## Stated goal
Write out the material again exactly, please, and omit the pictures.

## Record list
%%

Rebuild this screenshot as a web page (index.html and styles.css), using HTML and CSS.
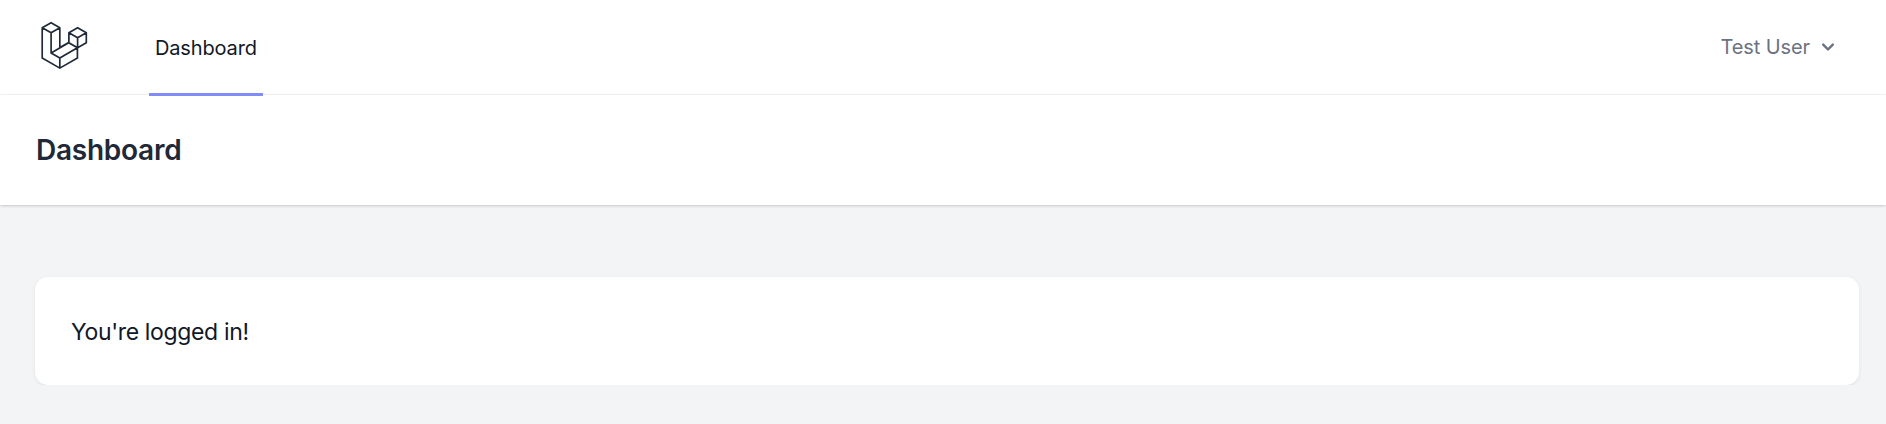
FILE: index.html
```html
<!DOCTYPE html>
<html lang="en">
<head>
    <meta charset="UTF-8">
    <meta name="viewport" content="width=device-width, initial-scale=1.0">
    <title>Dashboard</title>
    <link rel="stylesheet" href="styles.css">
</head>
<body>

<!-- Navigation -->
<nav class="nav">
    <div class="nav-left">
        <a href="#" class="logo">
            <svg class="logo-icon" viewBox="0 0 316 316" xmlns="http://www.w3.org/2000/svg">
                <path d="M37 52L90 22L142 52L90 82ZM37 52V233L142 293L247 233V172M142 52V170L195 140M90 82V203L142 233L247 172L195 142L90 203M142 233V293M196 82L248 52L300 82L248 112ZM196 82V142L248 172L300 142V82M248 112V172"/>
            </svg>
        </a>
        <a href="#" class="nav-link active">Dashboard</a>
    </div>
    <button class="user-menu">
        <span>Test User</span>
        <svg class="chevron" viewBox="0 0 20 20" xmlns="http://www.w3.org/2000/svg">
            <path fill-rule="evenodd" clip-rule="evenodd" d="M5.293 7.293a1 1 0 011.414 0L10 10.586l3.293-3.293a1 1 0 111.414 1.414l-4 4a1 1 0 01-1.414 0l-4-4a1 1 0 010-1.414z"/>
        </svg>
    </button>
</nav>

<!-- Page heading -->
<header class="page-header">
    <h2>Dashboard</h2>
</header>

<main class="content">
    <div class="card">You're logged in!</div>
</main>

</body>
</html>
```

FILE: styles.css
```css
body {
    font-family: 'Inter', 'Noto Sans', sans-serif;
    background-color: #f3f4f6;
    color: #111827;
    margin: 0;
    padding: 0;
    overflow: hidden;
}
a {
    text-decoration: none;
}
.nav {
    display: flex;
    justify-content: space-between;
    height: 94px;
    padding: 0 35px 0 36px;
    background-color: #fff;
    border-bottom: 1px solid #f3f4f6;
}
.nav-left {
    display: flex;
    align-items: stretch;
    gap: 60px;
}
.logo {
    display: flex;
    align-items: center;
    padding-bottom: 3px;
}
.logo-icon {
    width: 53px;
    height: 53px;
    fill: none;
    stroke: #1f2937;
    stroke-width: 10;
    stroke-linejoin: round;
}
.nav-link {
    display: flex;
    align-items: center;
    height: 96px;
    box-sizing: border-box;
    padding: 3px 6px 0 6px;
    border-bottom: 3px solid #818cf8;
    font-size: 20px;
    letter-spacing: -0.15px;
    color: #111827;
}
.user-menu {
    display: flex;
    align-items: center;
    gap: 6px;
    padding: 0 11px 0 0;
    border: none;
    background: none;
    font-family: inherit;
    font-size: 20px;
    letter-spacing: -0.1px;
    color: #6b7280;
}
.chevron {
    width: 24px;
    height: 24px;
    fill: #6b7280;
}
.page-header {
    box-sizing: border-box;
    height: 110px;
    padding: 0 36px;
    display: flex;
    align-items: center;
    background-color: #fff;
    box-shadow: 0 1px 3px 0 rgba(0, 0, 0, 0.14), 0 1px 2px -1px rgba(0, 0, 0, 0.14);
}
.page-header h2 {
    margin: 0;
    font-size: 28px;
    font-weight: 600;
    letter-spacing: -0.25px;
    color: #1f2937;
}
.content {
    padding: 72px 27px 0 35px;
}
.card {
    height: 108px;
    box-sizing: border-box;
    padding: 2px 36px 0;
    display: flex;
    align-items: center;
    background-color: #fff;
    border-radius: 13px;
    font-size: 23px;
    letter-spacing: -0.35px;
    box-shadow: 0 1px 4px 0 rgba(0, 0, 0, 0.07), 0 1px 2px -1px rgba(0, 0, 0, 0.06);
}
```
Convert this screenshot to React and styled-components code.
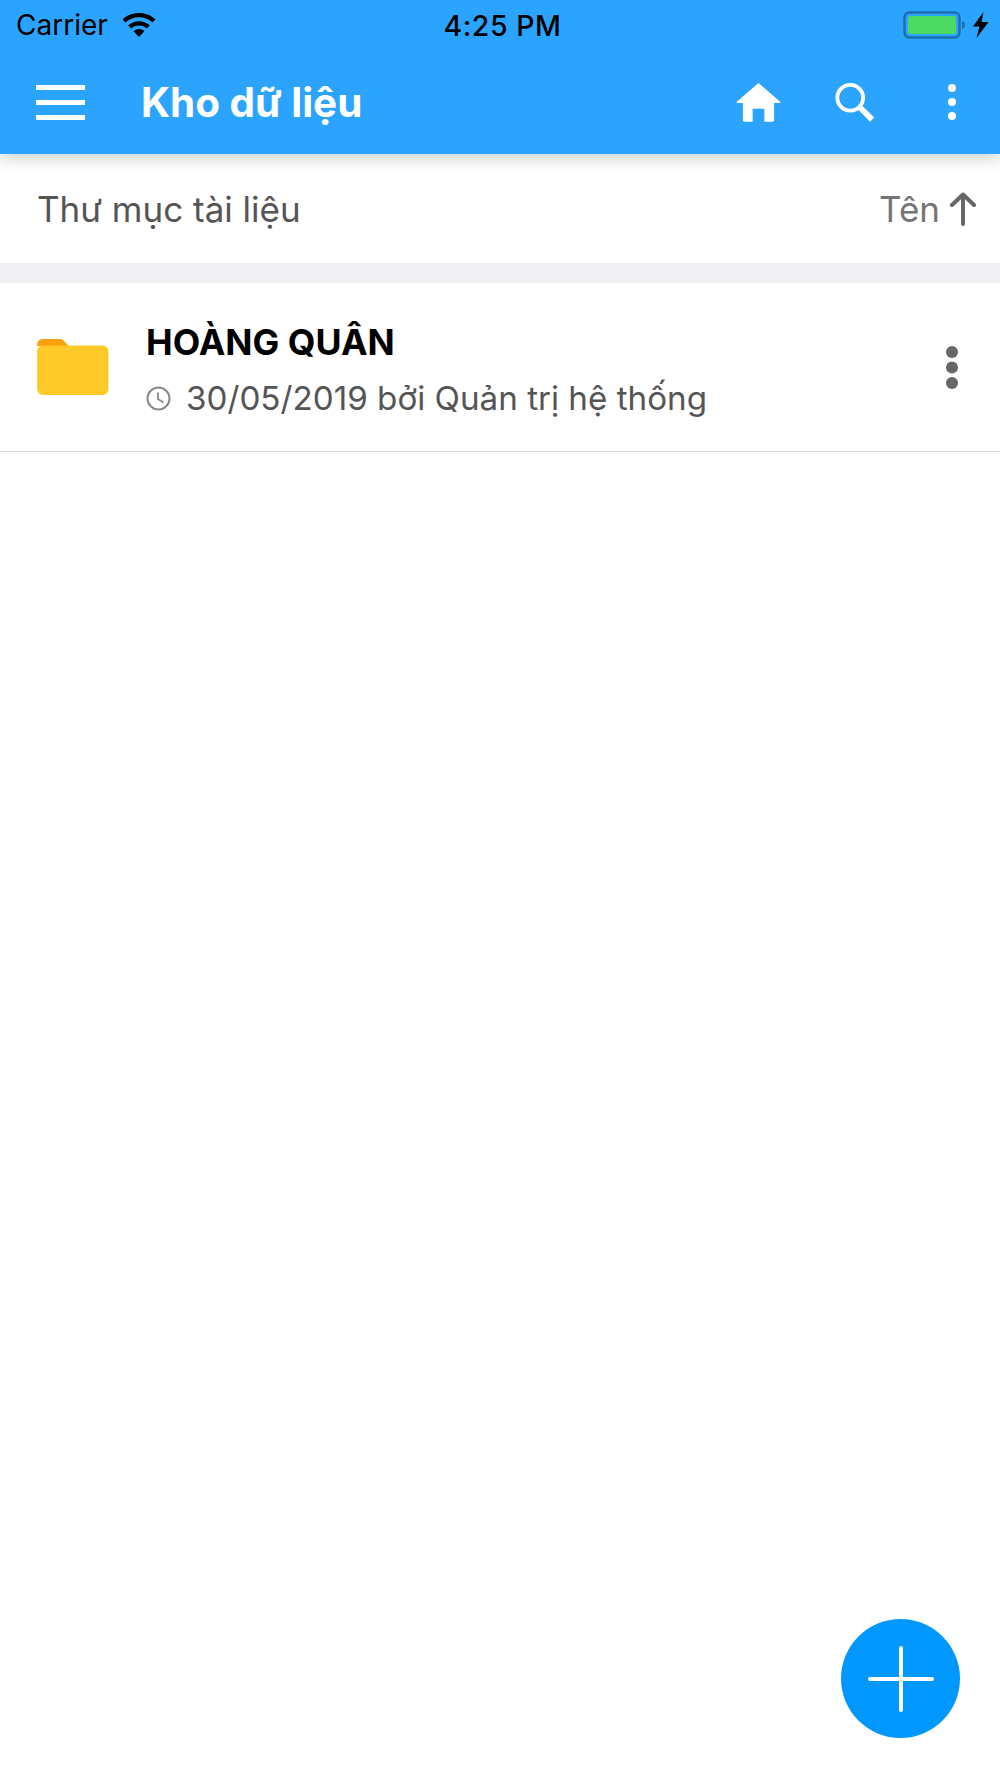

%%

## Answer to the problem
Rebuild this screenshot as a web page (index.html and styles.css), using HTML and CSS.
FILE: index.html
```html
<!DOCTYPE html>
<html lang="en">
<head>
    <meta charset="UTF-8">
    <meta name="viewport" content="width=device-width, initial-scale=1.0">
    <title>Dashboard</title>
    <link rel="stylesheet" href="styles.css">
</head>
<body>

<!-- Navigation -->
<nav class="nav">
    <div class="nav-left">
        <a href="#" class="logo">
            <svg class="logo-icon" viewBox="0 0 316 316" xmlns="http://www.w3.org/2000/svg">
                <path d="M37 52L90 22L142 52L90 82ZM37 52V233L142 293L247 233V172M142 52V170L195 140M90 82V203L142 233L247 172L195 142L90 203M142 233V293M196 82L248 52L300 82L248 112ZM196 82V142L248 172L300 142V82M248 112V172"/>
            </svg>
        </a>
        <a href="#" class="nav-link active">Dashboard</a>
    </div>
    <button class="user-menu">
        <span>Test User</span>
        <svg class="chevron" viewBox="0 0 20 20" xmlns="http://www.w3.org/2000/svg">
            <path fill-rule="evenodd" clip-rule="evenodd" d="M5.293 7.293a1 1 0 011.414 0L10 10.586l3.293-3.293a1 1 0 111.414 1.414l-4 4a1 1 0 01-1.414 0l-4-4a1 1 0 010-1.414z"/>
        </svg>
    </button>
</nav>

<!-- Page heading -->
<header class="page-header">
    <h2>Dashboard</h2>
</header>

<main class="content">
    <div class="card">You're logged in!</div>
</main>

</body>
</html>
```

FILE: styles.css
```css
body {
    font-family: 'Inter', 'Noto Sans', sans-serif;
    background-color: #f3f4f6;
    color: #111827;
    margin: 0;
    padding: 0;
    overflow: hidden;
}
a {
    text-decoration: none;
}
.nav {
    display: flex;
    justify-content: space-between;
    height: 94px;
    padding: 0 35px 0 36px;
    background-color: #fff;
    border-bottom: 1px solid #f3f4f6;
}
.nav-left {
    display: flex;
    align-items: stretch;
    gap: 60px;
}
.logo {
    display: flex;
    align-items: center;
    padding-bottom: 3px;
}
.logo-icon {
    width: 53px;
    height: 53px;
    fill: none;
    stroke: #1f2937;
    stroke-width: 10;
    stroke-linejoin: round;
}
.nav-link {
    display: flex;
    align-items: center;
    height: 96px;
    box-sizing: border-box;
    padding: 3px 6px 0 6px;
    border-bottom: 3px solid #818cf8;
    font-size: 20px;
    letter-spacing: -0.15px;
    color: #111827;
}
.user-menu {
    display: flex;
    align-items: center;
    gap: 6px;
    padding: 0 11px 0 0;
    border: none;
    background: none;
    font-family: inherit;
    font-size: 20px;
    letter-spacing: -0.1px;
    color: #6b7280;
}
.chevron {
    width: 24px;
    height: 24px;
    fill: #6b7280;
}
.page-header {
    box-sizing: border-box;
    height: 110px;
    padding: 0 36px;
    display: flex;
    align-items: center;
    background-color: #fff;
    box-shadow: 0 1px 3px 0 rgba(0, 0, 0, 0.14), 0 1px 2px -1px rgba(0, 0, 0, 0.14);
}
.page-header h2 {
    margin: 0;
    font-size: 28px;
    font-weight: 600;
    letter-spacing: -0.25px;
    color: #1f2937;
}
.content {
    padding: 72px 27px 0 35px;
}
.card {
    height: 108px;
    box-sizing: border-box;
    padding: 2px 36px 0;
    display: flex;
    align-items: center;
    background-color: #fff;
    border-radius: 13px;
    font-size: 23px;
    letter-spacing: -0.35px;
    box-shadow: 0 1px 4px 0 rgba(0, 0, 0, 0.07), 0 1px 2px -1px rgba(0, 0, 0, 0.06);
}
```
Convert this screenshot to React and styled-components code.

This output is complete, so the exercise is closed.